## [BRIEF]
Extract every line where the string "page" appears.

## [RECORDED DATA]

___

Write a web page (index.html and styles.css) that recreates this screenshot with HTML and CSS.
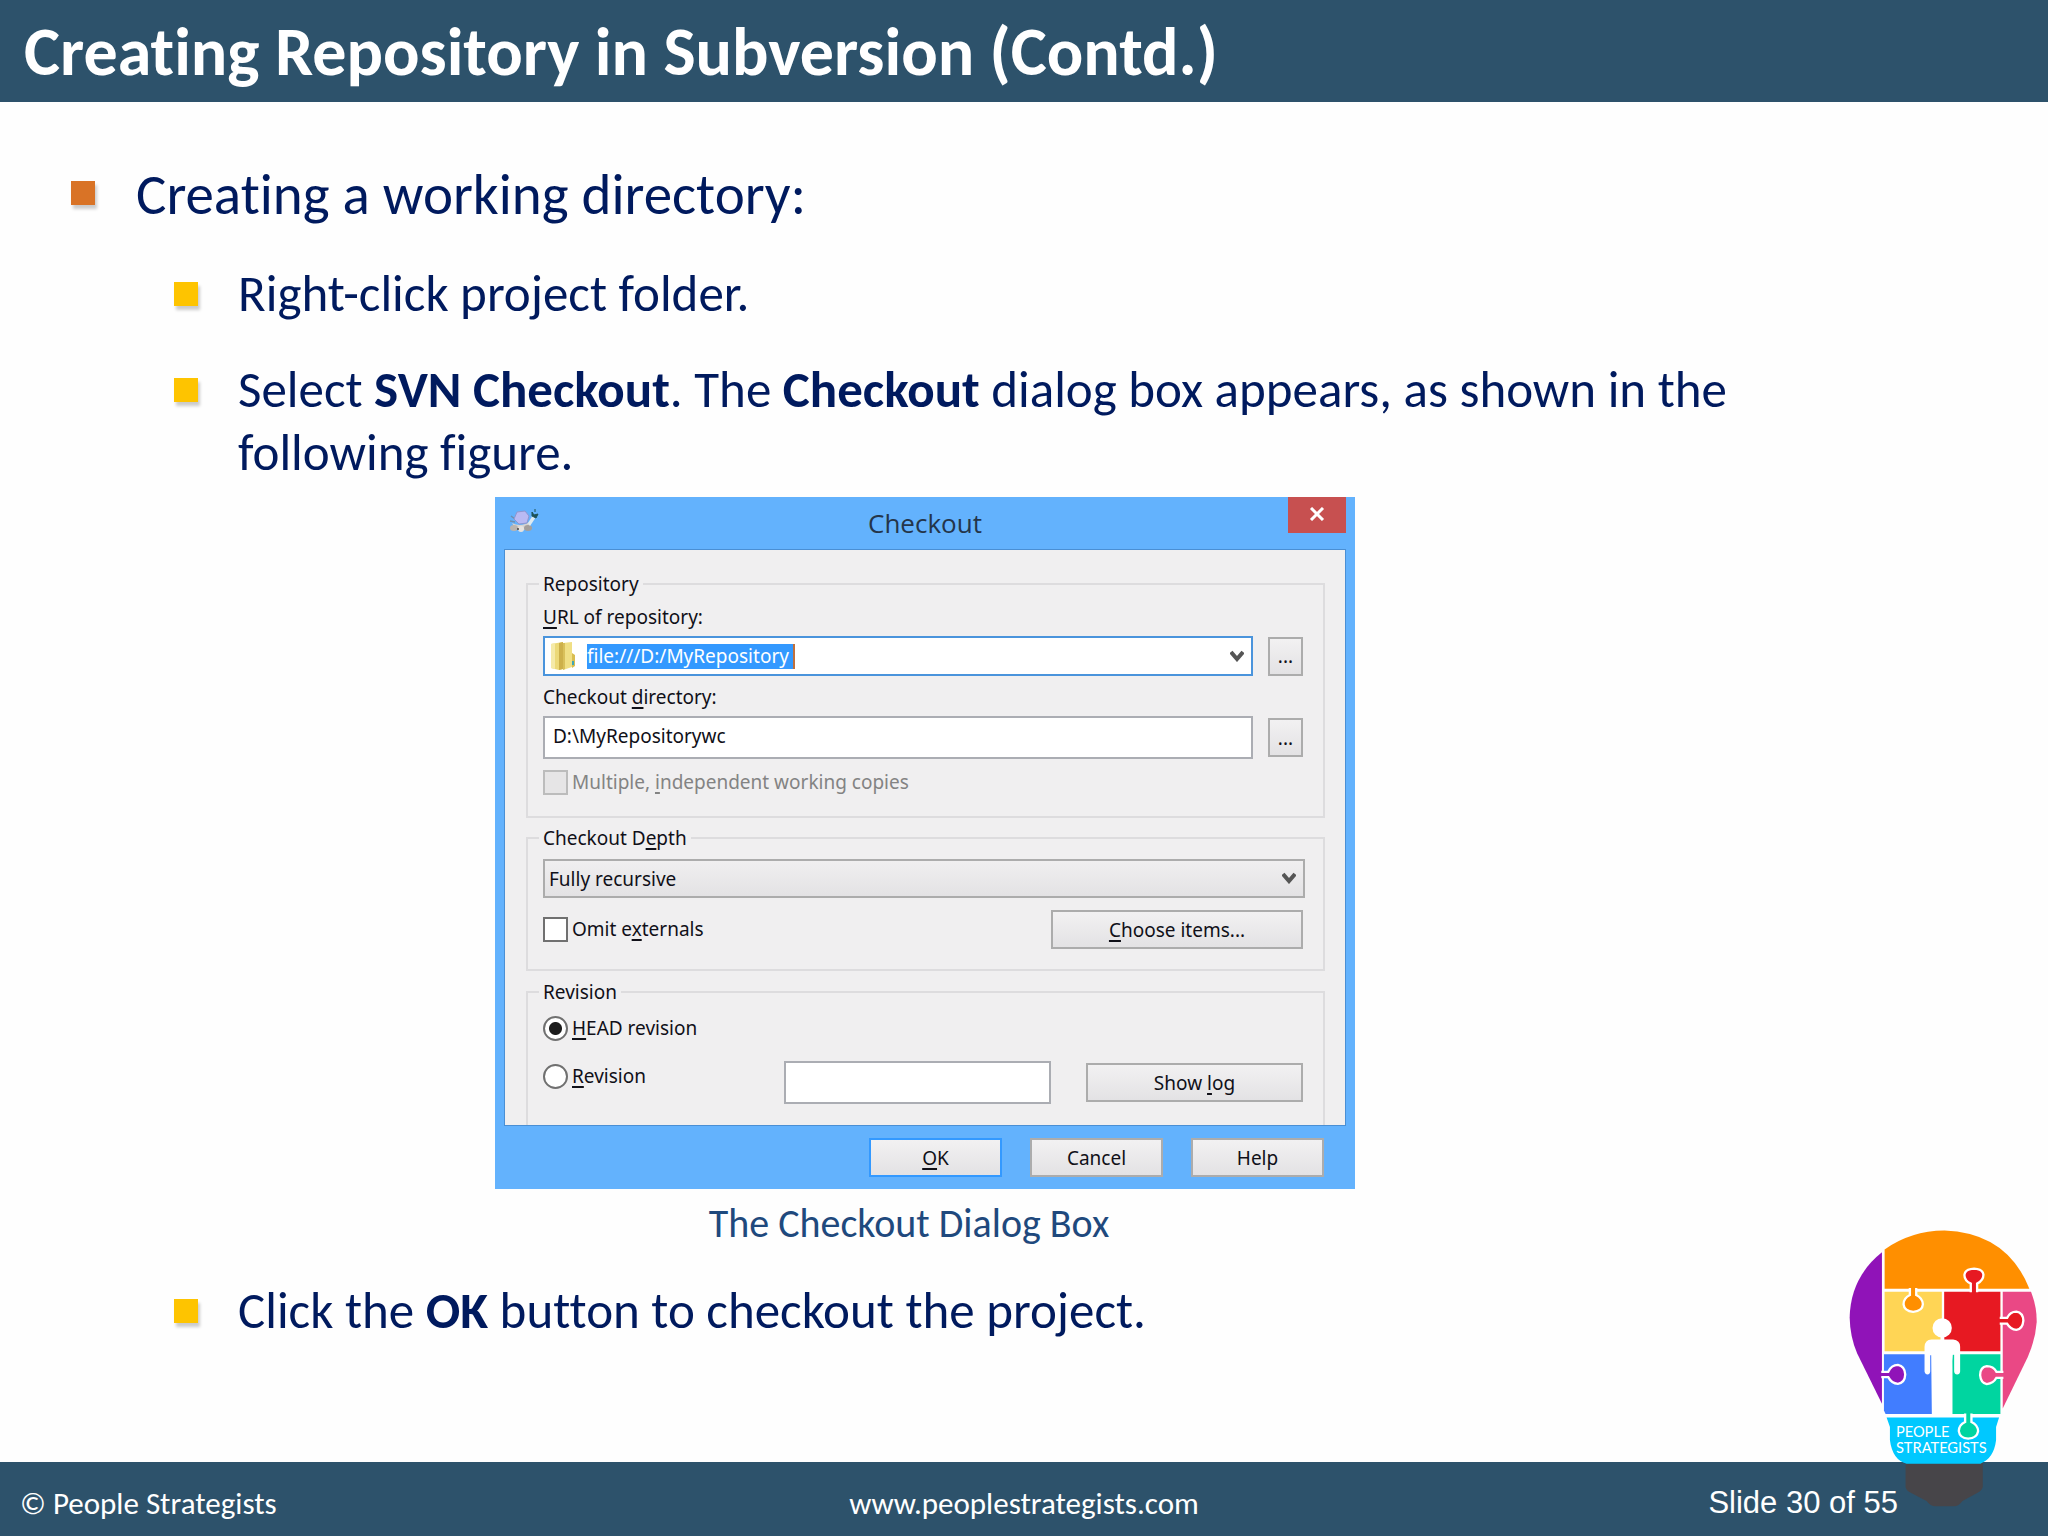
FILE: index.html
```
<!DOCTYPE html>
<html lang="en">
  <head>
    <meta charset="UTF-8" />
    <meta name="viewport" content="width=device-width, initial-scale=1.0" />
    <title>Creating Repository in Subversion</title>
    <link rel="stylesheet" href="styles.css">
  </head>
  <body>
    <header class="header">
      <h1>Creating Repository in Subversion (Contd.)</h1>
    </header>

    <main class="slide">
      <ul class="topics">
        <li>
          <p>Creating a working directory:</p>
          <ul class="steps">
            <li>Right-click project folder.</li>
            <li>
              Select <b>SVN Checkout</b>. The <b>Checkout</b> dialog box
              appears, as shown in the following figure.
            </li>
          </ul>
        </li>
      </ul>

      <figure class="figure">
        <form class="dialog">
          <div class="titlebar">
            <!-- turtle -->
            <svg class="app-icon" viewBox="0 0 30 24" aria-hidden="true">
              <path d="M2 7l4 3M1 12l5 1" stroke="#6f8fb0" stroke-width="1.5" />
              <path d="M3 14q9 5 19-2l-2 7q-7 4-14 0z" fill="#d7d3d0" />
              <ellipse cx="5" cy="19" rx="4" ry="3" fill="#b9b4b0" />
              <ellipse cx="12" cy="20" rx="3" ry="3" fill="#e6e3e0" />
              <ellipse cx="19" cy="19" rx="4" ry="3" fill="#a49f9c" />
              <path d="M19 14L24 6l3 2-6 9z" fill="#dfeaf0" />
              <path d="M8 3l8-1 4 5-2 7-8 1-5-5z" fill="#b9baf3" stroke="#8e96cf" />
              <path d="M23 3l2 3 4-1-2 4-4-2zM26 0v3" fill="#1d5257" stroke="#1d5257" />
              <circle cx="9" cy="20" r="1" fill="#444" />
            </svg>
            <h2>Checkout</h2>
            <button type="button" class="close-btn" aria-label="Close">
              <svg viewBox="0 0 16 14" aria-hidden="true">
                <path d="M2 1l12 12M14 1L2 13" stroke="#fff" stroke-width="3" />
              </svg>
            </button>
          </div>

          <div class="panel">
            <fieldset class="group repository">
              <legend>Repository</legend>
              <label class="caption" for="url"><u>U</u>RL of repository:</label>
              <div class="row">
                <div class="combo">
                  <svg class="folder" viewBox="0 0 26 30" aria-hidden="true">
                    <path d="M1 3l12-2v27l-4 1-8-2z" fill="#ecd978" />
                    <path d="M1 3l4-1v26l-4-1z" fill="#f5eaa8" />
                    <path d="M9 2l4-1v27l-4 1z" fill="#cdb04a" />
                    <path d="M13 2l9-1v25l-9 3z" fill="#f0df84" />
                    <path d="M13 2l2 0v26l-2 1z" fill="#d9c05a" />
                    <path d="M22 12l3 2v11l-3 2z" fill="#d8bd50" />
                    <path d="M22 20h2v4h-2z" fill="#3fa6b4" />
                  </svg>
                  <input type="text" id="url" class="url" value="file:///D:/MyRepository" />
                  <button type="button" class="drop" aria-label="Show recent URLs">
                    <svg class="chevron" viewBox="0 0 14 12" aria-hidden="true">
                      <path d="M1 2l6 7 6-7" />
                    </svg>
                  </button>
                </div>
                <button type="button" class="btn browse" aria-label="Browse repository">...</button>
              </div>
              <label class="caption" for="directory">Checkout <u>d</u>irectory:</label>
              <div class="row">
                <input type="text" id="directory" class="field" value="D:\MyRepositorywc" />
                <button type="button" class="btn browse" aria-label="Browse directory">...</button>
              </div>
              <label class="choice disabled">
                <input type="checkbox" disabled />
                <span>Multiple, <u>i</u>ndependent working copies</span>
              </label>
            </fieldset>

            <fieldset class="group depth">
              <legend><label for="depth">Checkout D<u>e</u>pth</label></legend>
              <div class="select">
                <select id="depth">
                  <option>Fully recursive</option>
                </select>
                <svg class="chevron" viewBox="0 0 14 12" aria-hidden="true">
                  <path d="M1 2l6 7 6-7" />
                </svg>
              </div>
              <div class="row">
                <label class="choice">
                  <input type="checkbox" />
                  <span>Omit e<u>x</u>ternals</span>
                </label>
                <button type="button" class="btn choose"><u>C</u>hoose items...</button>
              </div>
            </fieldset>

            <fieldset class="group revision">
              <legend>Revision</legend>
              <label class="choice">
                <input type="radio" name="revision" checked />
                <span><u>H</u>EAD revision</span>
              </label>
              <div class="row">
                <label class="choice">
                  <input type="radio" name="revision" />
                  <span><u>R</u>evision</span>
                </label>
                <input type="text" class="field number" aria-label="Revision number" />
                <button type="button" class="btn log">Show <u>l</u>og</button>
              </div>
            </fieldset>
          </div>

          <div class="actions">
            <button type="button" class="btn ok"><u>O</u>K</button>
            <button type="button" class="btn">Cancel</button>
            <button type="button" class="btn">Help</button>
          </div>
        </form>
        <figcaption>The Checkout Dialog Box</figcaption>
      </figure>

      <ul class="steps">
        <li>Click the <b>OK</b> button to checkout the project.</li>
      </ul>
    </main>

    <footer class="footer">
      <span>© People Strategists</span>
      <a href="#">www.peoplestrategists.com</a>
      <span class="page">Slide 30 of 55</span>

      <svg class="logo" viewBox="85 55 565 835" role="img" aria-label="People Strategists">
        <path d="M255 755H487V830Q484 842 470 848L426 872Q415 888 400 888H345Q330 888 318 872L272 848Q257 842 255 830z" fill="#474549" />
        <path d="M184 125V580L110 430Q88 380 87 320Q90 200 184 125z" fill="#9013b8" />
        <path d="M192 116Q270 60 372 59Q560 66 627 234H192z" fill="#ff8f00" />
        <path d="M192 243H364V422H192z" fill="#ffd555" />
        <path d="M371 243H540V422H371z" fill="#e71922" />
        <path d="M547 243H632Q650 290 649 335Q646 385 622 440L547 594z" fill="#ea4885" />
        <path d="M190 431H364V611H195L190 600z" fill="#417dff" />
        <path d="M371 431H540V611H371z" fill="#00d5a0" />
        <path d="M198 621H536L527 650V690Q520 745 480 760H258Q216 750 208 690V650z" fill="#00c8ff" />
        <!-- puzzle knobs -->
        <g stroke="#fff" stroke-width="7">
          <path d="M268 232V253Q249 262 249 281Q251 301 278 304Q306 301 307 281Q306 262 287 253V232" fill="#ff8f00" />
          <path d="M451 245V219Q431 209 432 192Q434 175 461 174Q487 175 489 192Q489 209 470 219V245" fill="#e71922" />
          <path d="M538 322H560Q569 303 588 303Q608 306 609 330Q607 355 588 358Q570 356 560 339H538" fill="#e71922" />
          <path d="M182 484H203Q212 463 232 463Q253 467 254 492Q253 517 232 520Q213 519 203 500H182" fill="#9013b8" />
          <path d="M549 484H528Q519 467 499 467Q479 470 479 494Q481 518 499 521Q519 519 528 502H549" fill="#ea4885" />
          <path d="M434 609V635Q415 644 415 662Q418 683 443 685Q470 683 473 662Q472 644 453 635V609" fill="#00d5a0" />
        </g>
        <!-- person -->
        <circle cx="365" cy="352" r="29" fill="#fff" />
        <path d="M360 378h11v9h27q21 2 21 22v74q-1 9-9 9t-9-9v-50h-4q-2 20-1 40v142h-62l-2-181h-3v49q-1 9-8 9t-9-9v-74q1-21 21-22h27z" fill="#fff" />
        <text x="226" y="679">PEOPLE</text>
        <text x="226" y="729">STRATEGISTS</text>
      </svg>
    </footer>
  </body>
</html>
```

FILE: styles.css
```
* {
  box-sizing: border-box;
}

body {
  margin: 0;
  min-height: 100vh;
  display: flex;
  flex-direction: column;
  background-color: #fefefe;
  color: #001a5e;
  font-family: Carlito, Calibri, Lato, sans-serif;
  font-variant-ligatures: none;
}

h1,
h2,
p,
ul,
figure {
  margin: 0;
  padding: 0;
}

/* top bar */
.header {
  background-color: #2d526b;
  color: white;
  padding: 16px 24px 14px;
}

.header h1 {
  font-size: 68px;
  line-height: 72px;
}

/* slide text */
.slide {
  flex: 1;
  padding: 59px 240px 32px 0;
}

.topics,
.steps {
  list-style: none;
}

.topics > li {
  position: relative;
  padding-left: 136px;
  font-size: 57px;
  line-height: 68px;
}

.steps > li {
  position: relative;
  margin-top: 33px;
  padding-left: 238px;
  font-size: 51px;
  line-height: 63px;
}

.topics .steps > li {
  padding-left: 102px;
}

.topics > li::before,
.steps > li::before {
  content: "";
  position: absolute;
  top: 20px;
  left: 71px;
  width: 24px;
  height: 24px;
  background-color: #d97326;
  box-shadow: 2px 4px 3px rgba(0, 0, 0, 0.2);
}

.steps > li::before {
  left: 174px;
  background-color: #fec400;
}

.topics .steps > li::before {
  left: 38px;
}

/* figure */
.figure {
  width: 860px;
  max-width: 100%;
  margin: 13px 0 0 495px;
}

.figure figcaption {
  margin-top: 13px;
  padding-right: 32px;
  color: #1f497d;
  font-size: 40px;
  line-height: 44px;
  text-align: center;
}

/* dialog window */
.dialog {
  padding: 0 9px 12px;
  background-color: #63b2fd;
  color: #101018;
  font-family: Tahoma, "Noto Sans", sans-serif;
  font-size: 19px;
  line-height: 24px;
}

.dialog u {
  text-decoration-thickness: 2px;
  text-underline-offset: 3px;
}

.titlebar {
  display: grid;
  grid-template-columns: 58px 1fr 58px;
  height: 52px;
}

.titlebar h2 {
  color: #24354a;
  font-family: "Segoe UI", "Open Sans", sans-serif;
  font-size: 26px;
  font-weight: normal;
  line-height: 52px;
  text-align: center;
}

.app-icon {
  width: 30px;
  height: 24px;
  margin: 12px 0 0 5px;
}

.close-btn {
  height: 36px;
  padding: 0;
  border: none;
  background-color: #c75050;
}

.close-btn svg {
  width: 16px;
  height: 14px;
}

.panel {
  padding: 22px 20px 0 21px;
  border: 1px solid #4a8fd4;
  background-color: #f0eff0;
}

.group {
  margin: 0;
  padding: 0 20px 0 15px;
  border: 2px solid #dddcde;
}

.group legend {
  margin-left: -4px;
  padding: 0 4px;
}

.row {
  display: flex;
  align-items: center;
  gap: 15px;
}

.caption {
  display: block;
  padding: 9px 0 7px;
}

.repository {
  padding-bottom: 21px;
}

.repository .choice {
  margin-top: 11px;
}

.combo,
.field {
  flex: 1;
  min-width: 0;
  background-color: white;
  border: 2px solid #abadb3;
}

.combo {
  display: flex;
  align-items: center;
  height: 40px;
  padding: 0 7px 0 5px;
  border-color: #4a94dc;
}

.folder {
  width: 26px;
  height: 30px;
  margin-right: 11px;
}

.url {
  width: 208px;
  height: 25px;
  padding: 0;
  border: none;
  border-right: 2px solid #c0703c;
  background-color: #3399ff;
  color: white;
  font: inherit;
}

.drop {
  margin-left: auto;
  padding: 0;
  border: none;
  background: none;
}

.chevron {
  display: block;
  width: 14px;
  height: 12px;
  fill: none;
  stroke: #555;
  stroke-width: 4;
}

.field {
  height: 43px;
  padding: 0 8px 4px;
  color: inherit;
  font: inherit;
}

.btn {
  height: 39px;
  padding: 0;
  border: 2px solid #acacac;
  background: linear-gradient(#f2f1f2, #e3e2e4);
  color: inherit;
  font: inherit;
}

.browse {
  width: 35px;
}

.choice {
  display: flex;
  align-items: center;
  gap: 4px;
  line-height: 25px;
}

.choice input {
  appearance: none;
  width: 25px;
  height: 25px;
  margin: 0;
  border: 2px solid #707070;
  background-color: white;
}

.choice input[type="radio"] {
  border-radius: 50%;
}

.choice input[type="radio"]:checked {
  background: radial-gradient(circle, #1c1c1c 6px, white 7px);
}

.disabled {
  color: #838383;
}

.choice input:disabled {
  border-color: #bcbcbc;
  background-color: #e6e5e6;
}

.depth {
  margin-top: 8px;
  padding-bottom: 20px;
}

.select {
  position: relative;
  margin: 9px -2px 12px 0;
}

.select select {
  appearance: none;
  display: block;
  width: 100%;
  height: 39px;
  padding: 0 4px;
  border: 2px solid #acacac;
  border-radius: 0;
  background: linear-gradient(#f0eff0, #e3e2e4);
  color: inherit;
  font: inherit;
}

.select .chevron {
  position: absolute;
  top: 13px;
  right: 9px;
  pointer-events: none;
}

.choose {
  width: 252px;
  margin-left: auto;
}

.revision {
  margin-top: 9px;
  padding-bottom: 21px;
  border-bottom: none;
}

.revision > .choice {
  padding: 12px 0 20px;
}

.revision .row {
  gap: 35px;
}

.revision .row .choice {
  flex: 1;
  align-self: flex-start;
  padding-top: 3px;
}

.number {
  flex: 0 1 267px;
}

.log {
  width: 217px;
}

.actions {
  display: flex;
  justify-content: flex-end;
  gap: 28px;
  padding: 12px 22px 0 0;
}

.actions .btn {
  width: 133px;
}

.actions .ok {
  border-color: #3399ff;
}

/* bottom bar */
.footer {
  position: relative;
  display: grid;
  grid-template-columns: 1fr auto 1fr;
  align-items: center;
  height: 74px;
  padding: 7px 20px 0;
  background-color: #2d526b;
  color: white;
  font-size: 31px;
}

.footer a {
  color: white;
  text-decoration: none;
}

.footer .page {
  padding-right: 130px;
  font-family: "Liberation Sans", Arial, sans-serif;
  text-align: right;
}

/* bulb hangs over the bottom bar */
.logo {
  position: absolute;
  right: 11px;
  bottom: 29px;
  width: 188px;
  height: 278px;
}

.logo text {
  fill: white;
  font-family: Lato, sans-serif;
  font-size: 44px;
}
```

___

## [ANSWER TO THIS TASK]
Write a web page (index.html and styles.css) that recreates this screenshot with HTML and CSS.
      <span class="page">Slide 30 of 55</span>
.footer .page {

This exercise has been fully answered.